If you have a disabled child or family member, meeting that person’s needs is a top priority. You provide physical and emotional support, arrange for care, and coordinate essential government benefits. What will happen when you’re no longer able to make sure these things are being taken care of for your loved one? A “special needs” or “supplemental needs” trust offers the peace of mind you want — and the effective financial solution you need.
Follow along to learn more about special needs trust planning from our team of experts.
Special Needs Trust Planning Challenges
Estate planning for families with a disabled loved one can be complicated. You want to provide financial support so that your child or relative can receive needed care and continue to live as comfortably as possible. Unfortunately, the more traditional ways of providing financial support for a loved one — standard trusts, gifts, or inheritances, for example — can jeopardize a disabled beneficiary’s eligibility for certain government benefits.
Many government benefit programs, both state and federal, are need-based and are available only to those with very limited income and assets. If you transfer assets directly to your child, the money could end up going to pay for costly basic services that would otherwise be covered instead of providing the quality-of-life “extras” that you intended.
Another downside to transferring assets outright is that your disabled child or relative may not have the skills to manage them. It’s not uncommon for a non-disabled beneficiary to struggle with managing a gift or inheritance. The challenge for someone with a disability is even greater.

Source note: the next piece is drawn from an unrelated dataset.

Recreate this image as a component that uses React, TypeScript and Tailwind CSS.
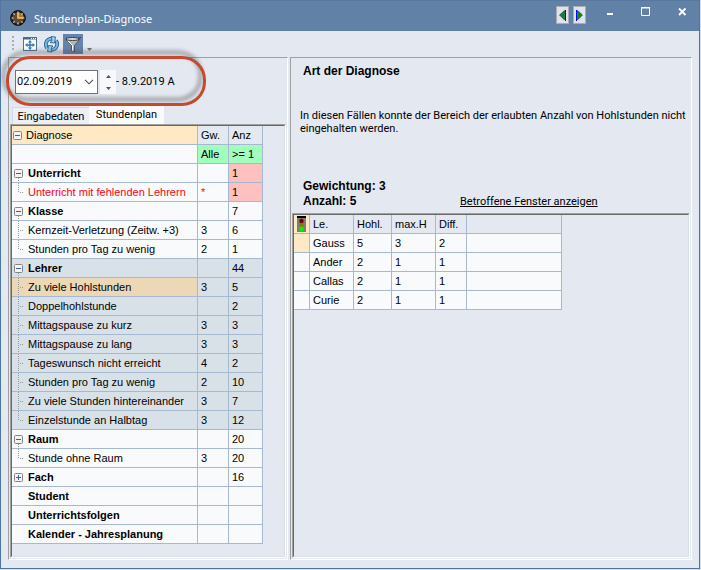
import { useState, type ReactNode } from "react";

type Item = { name: string; gw?: string; anz: string; alert?: boolean };
type Group = { name: string; anz: string; alert?: boolean; items?: Item[] };

const groups: Group[] = [
  {
    name: "Unterricht",
    anz: "1",
    alert: true,
    items: [{ name: "Unterricht mit fehlenden Lehrern", gw: "*", anz: "1", alert: true }],
  },
  {
    name: "Klasse",
    anz: "7",
    items: [
      { name: "Kernzeit-Verletzung (Zeitw. +3)", gw: "3", anz: "6" },
      { name: "Stunden pro Tag zu wenig", gw: "2", anz: "1" },
    ],
  },
  {
    name: "Lehrer",
    anz: "44",
    items: [
      { name: "Zu viele Hohlstunden", gw: "3", anz: "5" },
      { name: "Doppelhohlstunde", anz: "2" },
      { name: "Mittagspause zu kurz", gw: "3", anz: "3" },
      { name: "Mittagspause zu lang", gw: "3", anz: "3" },
      { name: "Tageswunsch nicht erreicht", gw: "4", anz: "2" },
      { name: "Stunden pro Tag zu wenig", gw: "2", anz: "10" },
      { name: "Zu viele Stunden hintereinander", gw: "3", anz: "7" },
      { name: "Einzelstunde an Halbtag", gw: "3", anz: "12" },
    ],
  },
  { name: "Raum", anz: "20", items: [{ name: "Stunde ohne Raum", gw: "3", anz: "20" }] },
  { name: "Fach", anz: "16", items: [] },
  { name: "Student", anz: "" },
  { name: "Unterrichtsfolgen", anz: "" },
  { name: "Kalender - Jahresplanung", anz: "" },
];

const teachers = [
  ["Gauss", "5", "3", "2"],
  ["Ander", "2", "1", "1"],
  ["Callas", "2", "1", "1"],
  ["Curie", "2", "1", "1"],
];

const cell = "h-[19px] overflow-hidden border-r border-b border-[#a6b9d1] p-0 text-left font-normal";

const ToggleBox = ({ open, line }: { open: boolean; line?: boolean }) => (
  <svg width="16" height="18" viewBox="0 0 16 18" className="block">
    {line && <path d="M6.5 14V18" stroke="#9a9a9a" strokeDasharray="1 1" />}
    <rect x="2.5" y="5.5" width="8" height="8" rx="1" fill="#f4f4f4" stroke="#858585" />
    <path d={open ? "M4 9.5H9" : "M4 9.5H9M6.5 7V12"} stroke="#3f5fa8" />
  </svg>
);

const Branch = ({ last }: { last: boolean }) => (
  <svg width="16" height="18" viewBox="0 0 16 18" className="block shrink-0">
    <path d={last ? "M6.5 0V10" : "M6.5 0V18"} stroke="#9a9a9a" strokeDasharray="1 1" />
    <path d="M8 9.5H12" stroke="#9a9a9a" strokeDasharray="1 1" />
  </svg>
);

const Sunken = ({ children }: { children: ReactNode }) => (
  <div className="mx-px mb-px flex flex-1 flex-col border border-t-[#a0a0a0] border-r-white border-b-white border-l-[#a0a0a0]">
    <div className="flex-1 border border-t-[#696969] border-r-[#dbe0e6] border-b-[#dbe0e6] border-l-[#696969]">
      {children}
    </div>
  </div>
);

const TitleBar = () => (
  <header className="flex h-[31px] shrink-0 items-start border-t border-[#57799f] bg-[#6182a6] pl-[9px] text-white">
    <svg width="16" height="16" viewBox="0 0 16 16" className="mt-[9px]">
      <circle cx="8" cy="8" r="7.4" fill="#1d1a19" stroke="#15100e" />
      <circle cx="8" cy="8" r="5.8" fill="#5c4a3c" />
      <path d="M8 8V2.2A5.8 5.8 0 0 1 13.8 8Z" fill="#a5764a" />
      <path
        d="M8 1.5V3.5M8 12.5V14.5M1.5 8H3.5M12.5 8H14.5M3.4 3.4L4.6 4.6M12.6 3.4L11.4 4.6M3.4 12.6L4.6 11.4M12.6 12.6L11.4 11.4"
        stroke="#e8dfd4"
        strokeWidth="1.2"
      />
      <path d="M8 3V8H13" fill="none" stroke="#ffc938" strokeWidth="1.6" />
    </svg>
    <h1 className="ml-2 pt-[10px] font-['Noto_Sans',sans-serif] text-[11px] leading-4">Stundenplan-Diagnose</h1>
    <div className="mt-[5px] ml-auto flex gap-1">
      <button aria-label="Zurück" className="h-[18px] w-[13px] border border-[#a9adb2] bg-[#dfe4ea]">
        <svg width="11" height="16" viewBox="0 0 11 16">
          <path d="M7.5 3.5V13L2.5 8Z" fill="#0b8a1c" stroke="#123c3a" strokeWidth=".6" />
          <path d="M8.5 3V14" stroke="#0000ff" />
        </svg>
      </button>
      <button aria-label="Vor" className="h-[18px] w-[13px] border border-[#a9adb2] bg-[#dfe4ea]">
        <svg width="11" height="16" viewBox="0 0 11 16">
          <path d="M3.5 3.5V13L8.5 8Z" fill="#0b8a1c" stroke="#123c3a" strokeWidth=".6" />
          <path d="M2.5 3V14" stroke="#0000ff" />
        </svg>
      </button>
    </div>
    <div className="mt-[5px] mr-3 ml-5 flex gap-7">
      <button aria-label="Minimieren">
        <svg width="7" height="11" viewBox="0 0 7 11">
          <path d="M1 8H7" stroke="#fff" strokeWidth="2" />
        </svg>
      </button>
      <button aria-label="Maximieren">
        <svg width="9" height="11" viewBox="0 0 9 11">
          <path d="M.5 1V9.5H8.5V1M0 2H9" fill="none" stroke="#fff" />
          <path d="M0 1.5H9" stroke="#fff" />
        </svg>
      </button>
      <button aria-label="Schließen">
        <svg width="9" height="11" viewBox="0 0 9 11">
          <path d="M1 2.5L7.5 9M7.5 2.5L1 9" stroke="#fff" strokeWidth="1.8" />
        </svg>
      </button>
    </div>
  </header>
);

const Toolbar = () => (
  <div className="flex h-[26px] shrink-0 items-start pt-[3px] pl-[11px]">
    <svg width="3" height="20" viewBox="0 0 3 20">
      <path d="M1 2V18" stroke="#a9aeb6" strokeWidth="2" strokeDasharray="2 2" />
    </svg>
    <button aria-label="Fenster anpassen" className="ml-2">
      <svg width="14" height="20" viewBox="0 0 14 20">
        <rect x=".5" y="3.5" width="13" height="13" fill="#fff" stroke="#54718f" />
        <path d="M0 4.5H14" stroke="#47688a" strokeWidth="2" />
        <path d="M8 4.5H9M10 4.5H11M12 4.5H13" stroke="#fff" />
        <path d="M7 7V15M3 11H11" stroke="#2f78b4" strokeWidth="1.4" />
        <path d="M7 6L5 8.5H9ZM7 16L5 13.5H9ZM2 11L4.5 9V13ZM12 11L9.5 9V13Z" fill="#2f78b4" />
      </svg>
    </button>
    <button aria-label="Aktualisieren" className="ml-[7px]">
      <svg width="15" height="20" viewBox="0 0 15 20">
        <g fill="none" strokeLinejoin="round">
          <path d="M3 14C.6 10.5 2 5 7.5 4.8M12 6.5C14.4 10 13 15.5 7.5 15.7" stroke="#1e537f" strokeWidth="3.6" />
          <path d="M3 14C.6 10.5 2 5 7.5 4.8M12 6.5C14.4 10 13 15.5 7.5 15.7" stroke="#72b9e8" strokeWidth="2" />
        </g>
        <path d="M7 2.5L11.5 3L10.5 9L6 8.5L8 6.8ZM8 18L3.5 17.5L4.5 11.5L9 12L7 13.8Z" fill="#9ed2f2" stroke="#1e537f" strokeWidth=".8" />
      </svg>
    </button>
    <button aria-label="Filter" aria-pressed="true" className="ml-1 bg-[#6583ab]">
      <svg width="20" height="20" viewBox="0 0 20 20">
        <path d="M3 5.5L8.5 11.5V16.5L11.5 17.5V11.5L16.5 5.5Z" fill="#b4b8bb" stroke="#3f444c" strokeWidth=".8" />
        <path d="M4.5 6.5L9.5 11.5V17" fill="none" stroke="#fff" />
        <ellipse cx="9.5" cy="5" rx="7" ry="1.4" fill="#e7eaec" stroke="#30353d" />
        <path d="M15 4.5L18 3.5" stroke="#30353d" />
      </svg>
    </button>
    <button aria-label="Weitere Optionen" className="ml-1">
      <svg width="6" height="20" viewBox="0 0 6 20">
        <path d="M0 14H5L2.5 17Z" fill="#6d7177" />
      </svg>
    </button>
  </div>
);

const DateRange = () => (
  <div className="relative flex items-start pt-3 pl-[6px] font-['Roboto',sans-serif]">
    <div className="flex h-6 w-[83px] items-center border border-[#6f7378] bg-white">
      <input
        aria-label="Datum von"
        defaultValue="02.09.2019"
        className="w-[64px] bg-transparent pl-px text-[11px] leading-4 outline-none"
      />
      <button aria-label="Kalender öffnen" className="ml-1">
        <svg width="10" height="6" viewBox="0 0 10 6" className="block">
          <path d="M1 .8L5 4.8L9 .8" fill="none" stroke="#44484d" strokeWidth="1.1" />
        </svg>
      </button>
    </div>
    <div className="ml-[2px] flex h-6 w-4 flex-col bg-[#f7f8fa]">
      <button aria-label="Woche vor" className="flex flex-1 items-center justify-center">
        <svg width="5" height="3" viewBox="0 0 5 3">
          <path d="M0 3L2.5 0L5 3Z" fill="#4d5157" />
        </svg>
      </button>
      <button aria-label="Woche zurück" className="flex flex-1 items-center justify-center">
        <svg width="5" height="3" viewBox="0 0 5 3">
          <path d="M0 0L2.5 3L5 0Z" fill="#4d5157" />
        </svg>
      </button>
    </div>
    <span className="pt-1 leading-4">- 8.9.2019 A</span>
    <div className="pointer-events-none absolute top-[-2px] left-[-3px] h-[50px] w-[200px] rounded-[24px] border-[3px] border-[#c54a30] drop-shadow-[-4px_-5px_2px_rgba(70,75,80,0.6)]" />
  </div>
);

const DiagnoseTable = () => {
  const [closed, setClosed] = useState<string[]>(["Fach"]);

  const toggle = (name: string) =>
    setClosed(closed.includes(name) ? closed.filter((n) => n !== name) : [...closed, name]);

  return (
    <table className="w-[251px] table-fixed border-separate border-spacing-0 bg-[#f9fafc] leading-[18px] whitespace-nowrap">
      <colgroup>
        <col className="w-[186px]" />
        <col className="w-[31px]" />
        <col className="w-[34px]" />
      </colgroup>
      <thead>
        <tr className="bg-[#e4e8f1]">
          <th className={`${cell} bg-[#ffe8c4]`}>
            <div className="flex">
              <button aria-label="Alle Gruppen" className="ml-[-1px] w-[15px]" onClick={() => setClosed([])}>
                <ToggleBox open />
              </button>
              Diagnose
            </div>
          </th>
          <th className={`${cell} pl-[3px]`}>Gw.</th>
          <th className={`${cell} pl-[3px]`}>Anz</th>
        </tr>
        <tr>
          <td className={cell} />
          <td className={`${cell} bg-[#a0ffbd] pl-[3px]`}>Alle</td>
          <td className={`${cell} bg-[#a0ffbd] pl-[3px]`}>&gt;= 1</td>
        </tr>
      </thead>
      {groups.map((group) => {
        const open = !closed.includes(group.name);
        return (
          <tbody key={group.name} className={group.name === "Lehrer" ? "bg-[#d9e1e8]" : ""}>
            <tr>
              <td className={cell}>
                <div className="flex font-bold">
                  {group.items ? (
                    <button aria-label={group.name} aria-expanded={open} onClick={() => toggle(group.name)}>
                      <ToggleBox open={open} line={open} />
                    </button>
                  ) : (
                    <span className="w-4" />
                  )}
                  {group.name}
                </div>
              </td>
              <td className={cell} />
              <td className={`${cell} pl-[3px] ${group.alert ? "bg-[#ffc0c0]" : ""}`}>{group.anz}</td>
            </tr>
            {open &&
              group.items?.map((item, i) => (
                <tr key={item.name}>
                  <td className={`${cell} ${item.name === "Zu viele Hohlstunden" ? "bg-[#ecd8b6]" : ""}`}>
                    <div className={`flex ${item.alert ? "text-[#ff0020]" : ""}`}>
                      <Branch last={i === group.items!.length - 1} />
                      {item.name}
                    </div>
                  </td>
                  <td className={`${cell} pl-[3px] ${item.alert ? "text-[#ff0020]" : ""}`}>{item.gw}</td>
                  <td className={`${cell} pl-[3px] ${item.alert ? "bg-[#ffc0c0]" : ""}`}>{item.anz}</td>
                </tr>
              ))}
          </tbody>
        );
      })}
    </table>
  );
};

const TeacherTable = () => (
  <table className="w-[268px] table-fixed border-separate border-spacing-0 bg-[#f9fafc] leading-[18px] whitespace-nowrap">
    <colgroup>
      <col className="w-[16px]" />
      <col className="w-[44px]" />
      <col className="w-[38px]" />
      <col className="w-[44px]" />
      <col className="w-[31px]" />
      <col className="w-[95px]" />
    </colgroup>
    <thead>
      <tr className="bg-[#e4e8f1]">
        <th aria-label="Status" className={`${cell} bg-[#ffe8c4]`}>
          <svg width="15" height="18" viewBox="0 0 15 18" className="block">
            <rect x="3" y="1" width="9" height="16" fill="#7d7d7d" />
            <rect x="3" y="1" width="9" height="2" fill="#000" />
            <circle cx="7.5" cy="6" r="2.2" fill="#7a0000" />
            <circle cx="7.5" cy="10" r="2.2" fill="#857b00" />
            <circle cx="7.5" cy="14" r="2.4" fill="#00f500" />
          </svg>
        </th>
        <th className={`${cell} pl-[3px]`}>Le.</th>
        <th className={`${cell} pl-[3px]`}>Hohl.</th>
        <th className={`${cell} pl-[3px]`}>max.H</th>
        <th className={`${cell} pl-[3px]`}>Diff.</th>
        <th className={cell} />
      </tr>
    </thead>
    <tbody>
      {teachers.map((row, i) => (
        <tr key={row[0]}>
          <td className={`${cell} ${i === 0 ? "bg-[#ffe8c4]" : ""}`} />
          {row.map((value, j) => (
            <td key={j} className={`${cell} pl-[3px]`}>
              {value}
            </td>
          ))}
          <td className={cell} />
        </tr>
      ))}
    </tbody>
  </table>
);

const panel = "flex flex-col border border-t-[#a0a0a0] border-r-white border-b-white border-l-[#a0a0a0]";

const App = () => {
  return (
    <div className="flex min-h-screen bg-[#cfe0ee] pr-px pb-px font-['Liberation_Sans',sans-serif] text-[11px] text-black">
      <div className="flex min-w-0 flex-1 flex-col border-r border-b border-l border-[#4f76a3] bg-[#e4e8f0]">
        <TitleBar />
        <Toolbar />
        <main className="flex flex-1 gap-[2px] pr-[7px] pb-2 pl-[7px]">
          <section className={`${panel} w-[280px] shrink-0`}>
            <DateRange />
            <div role="tablist" className="mt-[11px] flex items-end pl-[3px] font-['Roboto',sans-serif]">
              <button
                role="tab"
                aria-selected="false"
                className="h-[17px] w-[77px] border-t border-l border-[#d5d9e0] bg-[#eceff4] leading-[15px]"
              >
                Eingabedaten
              </button>
              <button role="tab" aria-selected="true" className="h-[19px] w-[75px] bg-[#f9fafc] leading-[17px]">
                Stundenplan
              </button>
            </div>
            <Sunken>
              <DiagnoseTable />
            </Sunken>
          </section>
          <section className={`${panel} min-w-0 flex-1`}>
            <h2 className="pt-[5px] pl-3 text-[12px] leading-4 font-bold">Art der Diagnose</h2>
            <p className="mt-[30px] pr-1 pl-[9px] font-['Roboto',sans-serif] leading-[13px]">
              In diesen Fällen konnte der Bereich der erlaubten Anzahl von Hohlstunden nicht eingehalten werden.
            </p>
            <div className="mt-11 mb-1 flex items-end pl-3 text-[12px] leading-[15px] font-bold">
              <p className="w-[157px]">
                Gewichtung: 3<br />
                Anzahl: 5
              </p>
              <a href="#fenster" className="font-['Roboto',sans-serif] text-[11px] font-normal underline">
                Betroffene Fenster anzeigen
              </a>
            </div>
            <Sunken>
              <TeacherTable />
            </Sunken>
          </section>
        </main>
      </div>
    </div>
  );
};

export default App;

Some families take a different approach and entrust a sibling or other relative with a disabled child’s inheritance. There are drawbacks with this plan, as well. This type of arrangement does not ensure continuous care, and, because the assets are owned outright by the caregiver, there is no assurance that they will be used specifically for the benefit of the disabled individual. The caregiver could simply decide to spend the assets in other ways. The assets also are not protected against the caregiver’s creditors. Finally, if the caregiver dies before the disabled individual, assets earmarked for that individual’s care could pass to the caregiver’s heirs instead.
A Special Solution (SNT)
Although the situation is complicated, there is a solution: a well-constructed, carefully worded special needs trust (SNT). Very basically, an SNT allows you to leave assets to a loved one and preserve certain government benefits. Trust assets generally may be used to provide your disabled beneficiary with special or supplemental benefits, but not with certain other essentials, such as food, rent, medical care, or other basic benefits provided under a government program.

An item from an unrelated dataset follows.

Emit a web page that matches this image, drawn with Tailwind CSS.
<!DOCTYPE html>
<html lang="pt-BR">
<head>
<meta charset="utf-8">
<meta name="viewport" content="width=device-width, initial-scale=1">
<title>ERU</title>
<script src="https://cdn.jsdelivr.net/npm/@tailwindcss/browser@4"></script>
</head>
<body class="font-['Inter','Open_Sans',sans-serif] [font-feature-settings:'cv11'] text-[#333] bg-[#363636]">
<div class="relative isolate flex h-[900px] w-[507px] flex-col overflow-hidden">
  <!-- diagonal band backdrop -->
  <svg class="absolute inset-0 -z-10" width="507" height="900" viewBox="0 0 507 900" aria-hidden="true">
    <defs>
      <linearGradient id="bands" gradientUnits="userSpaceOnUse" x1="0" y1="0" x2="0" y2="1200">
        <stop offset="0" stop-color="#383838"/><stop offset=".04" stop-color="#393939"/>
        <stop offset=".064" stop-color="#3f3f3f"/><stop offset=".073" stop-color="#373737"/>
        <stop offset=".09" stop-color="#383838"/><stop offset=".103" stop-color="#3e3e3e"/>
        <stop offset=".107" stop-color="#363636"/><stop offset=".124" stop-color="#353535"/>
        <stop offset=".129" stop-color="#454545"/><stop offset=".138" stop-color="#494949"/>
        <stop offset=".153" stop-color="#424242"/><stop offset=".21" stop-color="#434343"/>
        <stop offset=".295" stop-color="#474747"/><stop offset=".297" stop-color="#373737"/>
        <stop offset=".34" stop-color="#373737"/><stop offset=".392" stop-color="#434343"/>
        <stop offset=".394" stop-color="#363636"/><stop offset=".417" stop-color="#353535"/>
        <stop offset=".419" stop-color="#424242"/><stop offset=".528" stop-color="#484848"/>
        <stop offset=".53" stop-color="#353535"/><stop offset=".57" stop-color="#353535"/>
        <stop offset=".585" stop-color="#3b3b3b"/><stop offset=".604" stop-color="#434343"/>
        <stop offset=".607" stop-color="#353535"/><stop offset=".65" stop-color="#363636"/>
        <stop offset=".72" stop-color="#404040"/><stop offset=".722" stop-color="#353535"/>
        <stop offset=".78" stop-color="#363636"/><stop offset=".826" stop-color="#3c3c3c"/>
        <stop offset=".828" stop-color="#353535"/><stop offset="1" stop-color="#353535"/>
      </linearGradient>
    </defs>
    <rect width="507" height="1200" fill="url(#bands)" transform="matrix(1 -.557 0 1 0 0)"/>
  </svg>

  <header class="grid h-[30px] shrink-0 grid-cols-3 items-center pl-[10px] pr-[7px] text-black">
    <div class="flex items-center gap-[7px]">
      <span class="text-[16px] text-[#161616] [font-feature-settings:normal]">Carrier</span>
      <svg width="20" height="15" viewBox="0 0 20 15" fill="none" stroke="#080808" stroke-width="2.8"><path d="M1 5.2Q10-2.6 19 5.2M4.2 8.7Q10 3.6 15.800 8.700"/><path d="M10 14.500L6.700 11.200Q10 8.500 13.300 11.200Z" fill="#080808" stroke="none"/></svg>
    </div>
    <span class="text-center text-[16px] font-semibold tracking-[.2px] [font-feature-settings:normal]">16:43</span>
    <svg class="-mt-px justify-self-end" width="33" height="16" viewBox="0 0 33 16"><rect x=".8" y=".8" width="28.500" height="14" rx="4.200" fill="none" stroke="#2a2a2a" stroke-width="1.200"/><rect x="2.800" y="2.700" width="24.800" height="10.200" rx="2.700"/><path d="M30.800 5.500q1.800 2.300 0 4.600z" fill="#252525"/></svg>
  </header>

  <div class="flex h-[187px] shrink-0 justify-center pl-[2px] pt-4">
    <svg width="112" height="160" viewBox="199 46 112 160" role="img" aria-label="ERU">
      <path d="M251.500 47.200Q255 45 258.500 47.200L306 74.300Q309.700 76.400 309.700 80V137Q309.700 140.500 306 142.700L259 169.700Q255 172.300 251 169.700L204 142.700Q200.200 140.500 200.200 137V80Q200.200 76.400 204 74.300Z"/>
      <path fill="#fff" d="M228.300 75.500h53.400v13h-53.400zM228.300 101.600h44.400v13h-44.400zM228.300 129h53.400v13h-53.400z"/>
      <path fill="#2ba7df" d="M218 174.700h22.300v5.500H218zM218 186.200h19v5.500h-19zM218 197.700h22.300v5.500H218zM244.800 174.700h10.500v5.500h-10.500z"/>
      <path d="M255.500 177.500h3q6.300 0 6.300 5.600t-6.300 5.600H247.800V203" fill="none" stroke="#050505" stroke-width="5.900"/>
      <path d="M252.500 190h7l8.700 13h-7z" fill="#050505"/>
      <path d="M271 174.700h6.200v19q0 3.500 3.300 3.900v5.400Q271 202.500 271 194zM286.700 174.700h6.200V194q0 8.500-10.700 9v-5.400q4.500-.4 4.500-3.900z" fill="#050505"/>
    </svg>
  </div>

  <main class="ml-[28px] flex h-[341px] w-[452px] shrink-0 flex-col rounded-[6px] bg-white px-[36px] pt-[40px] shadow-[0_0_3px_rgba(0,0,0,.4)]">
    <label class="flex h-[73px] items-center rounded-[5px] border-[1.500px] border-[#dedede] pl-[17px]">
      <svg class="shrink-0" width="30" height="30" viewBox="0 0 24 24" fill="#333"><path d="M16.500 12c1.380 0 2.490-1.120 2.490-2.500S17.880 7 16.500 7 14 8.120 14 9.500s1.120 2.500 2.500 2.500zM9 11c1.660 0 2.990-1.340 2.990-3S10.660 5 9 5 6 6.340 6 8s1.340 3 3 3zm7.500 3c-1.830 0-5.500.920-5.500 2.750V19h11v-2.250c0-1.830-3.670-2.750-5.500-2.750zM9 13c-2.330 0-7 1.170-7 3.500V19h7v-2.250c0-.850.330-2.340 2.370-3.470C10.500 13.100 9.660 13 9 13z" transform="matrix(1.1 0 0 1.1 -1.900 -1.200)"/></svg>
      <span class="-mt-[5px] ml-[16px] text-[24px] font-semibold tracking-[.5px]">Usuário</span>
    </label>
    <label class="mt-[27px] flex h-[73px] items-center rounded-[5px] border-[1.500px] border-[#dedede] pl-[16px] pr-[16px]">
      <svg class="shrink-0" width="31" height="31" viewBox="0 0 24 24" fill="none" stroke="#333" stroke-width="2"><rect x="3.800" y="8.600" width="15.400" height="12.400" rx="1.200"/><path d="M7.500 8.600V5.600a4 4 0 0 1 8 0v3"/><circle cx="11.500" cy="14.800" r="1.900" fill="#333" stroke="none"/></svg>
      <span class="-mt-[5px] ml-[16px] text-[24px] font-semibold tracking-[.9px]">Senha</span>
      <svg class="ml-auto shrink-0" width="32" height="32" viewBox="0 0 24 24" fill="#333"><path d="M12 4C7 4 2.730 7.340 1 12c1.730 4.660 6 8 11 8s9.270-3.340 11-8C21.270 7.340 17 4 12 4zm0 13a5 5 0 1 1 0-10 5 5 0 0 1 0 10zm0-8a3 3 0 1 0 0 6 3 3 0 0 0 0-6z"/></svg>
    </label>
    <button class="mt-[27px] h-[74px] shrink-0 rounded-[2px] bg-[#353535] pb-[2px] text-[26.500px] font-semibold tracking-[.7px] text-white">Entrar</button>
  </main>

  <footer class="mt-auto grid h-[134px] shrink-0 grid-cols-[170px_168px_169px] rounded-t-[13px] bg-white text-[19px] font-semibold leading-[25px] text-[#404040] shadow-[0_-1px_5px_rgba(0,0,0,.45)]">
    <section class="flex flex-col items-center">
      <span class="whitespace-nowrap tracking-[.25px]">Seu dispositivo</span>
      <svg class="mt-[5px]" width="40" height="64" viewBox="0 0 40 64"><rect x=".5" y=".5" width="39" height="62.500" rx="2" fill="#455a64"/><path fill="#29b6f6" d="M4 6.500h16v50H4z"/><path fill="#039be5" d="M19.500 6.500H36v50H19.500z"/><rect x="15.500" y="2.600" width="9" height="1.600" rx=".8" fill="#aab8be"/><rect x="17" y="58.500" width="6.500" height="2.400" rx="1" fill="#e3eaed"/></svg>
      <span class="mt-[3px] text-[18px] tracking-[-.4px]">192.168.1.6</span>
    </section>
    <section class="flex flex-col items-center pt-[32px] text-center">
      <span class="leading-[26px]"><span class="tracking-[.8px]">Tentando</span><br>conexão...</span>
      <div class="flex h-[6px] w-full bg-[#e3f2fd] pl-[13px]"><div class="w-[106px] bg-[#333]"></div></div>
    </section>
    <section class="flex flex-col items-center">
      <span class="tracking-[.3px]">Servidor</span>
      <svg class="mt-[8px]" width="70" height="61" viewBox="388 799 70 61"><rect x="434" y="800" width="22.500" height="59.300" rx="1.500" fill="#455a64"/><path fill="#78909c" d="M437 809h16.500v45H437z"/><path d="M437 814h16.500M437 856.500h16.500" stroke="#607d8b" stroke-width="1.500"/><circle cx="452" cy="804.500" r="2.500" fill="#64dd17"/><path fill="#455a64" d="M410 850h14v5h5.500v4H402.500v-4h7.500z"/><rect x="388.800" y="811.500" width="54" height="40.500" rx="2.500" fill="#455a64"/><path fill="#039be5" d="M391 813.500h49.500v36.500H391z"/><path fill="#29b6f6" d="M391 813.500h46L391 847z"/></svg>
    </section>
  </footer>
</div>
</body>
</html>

Trust assets are commonly used to pay for any number of extras: vacations; educational opportunities; specialized communication equipment and vehicles; recreational activities; vocational training; a service animal or pet; the services of an attorney, accountant, or other professional as needed; and so forth. Spending decisions are made by the trustee(s).
An SNT can be structured to receive gifts, so if other relatives are likely to provide financial support, their estate plans should be coordinated with your SNT. The funding for an SNT often comes from life insurance proceeds with the SNT named as the policy beneficiary.
You appoint one or more trustees to manage the SNT assets for the benefit of your child or relative according to the instructions you provide. You can give the trustee valuable guidance and insight by also providing a letter of intent: a written, detailed description of your loved one’s daily life, likes and dislikes, health issues, and so on.
Many Special Advantages
A special needs trust may be established with a disabled beneficiary’s own assets (such as the proceeds from a lawsuit). Such trusts are called “self-settled” or “first-party” trusts. In addition to meeting strict state and federal eligibility guidelines, self-settled trusts are subject to a Medicaid “payback” clause.
SNTs established by a third party are the most common type of SNT, also referred to as a supplemental needs trust. They are created and funded with the assets of a person other than the disabled individual. Since the disabled beneficiary does not have the legal authority to direct the trust assets, they typically are not counted as available resources. Such trusts can be established for a disabled beneficiary of any age, and there is no Medicaid payback clause. There are other advantages as well.
- The trust can be customized to provide for the disabled beneficiary’s specific needs.
- The disabled beneficiary’s eligibility for government benefits is preserved.
- Family conflict is avoided.
- The need for a court-appointed guardian or conservator to oversee the beneficiary’s inheritance may be eliminated.
- Any assets remaining in the trust following the disabled beneficiary’s death can be distributed to other beneficiaries specified in the trust agreement.
Choosing a Trustee For Your Special Needs Trust
The trustee of an SNT has many important responsibilities. Appointing a professional fiduciary as trustee offers several advantages:
- Knowledge of federal, state, and local laws and assistance programs
- Expertise in creating special needs trusts
- Seamless services throughout the disabled beneficiary’s lifetime
- Professional investment and asset management experience
- Recordkeeping and tax-filing services
Special needs trusts are complex and should be drafted by a qualified attorney. To be effective, they must be carefully structured and administered. Nonetheless, a special needs trust is an excellent solution when a disabled beneficiary is involved. Your financial and legal professionals can help you put together a comprehensive estate plan that meets your family’s unique needs.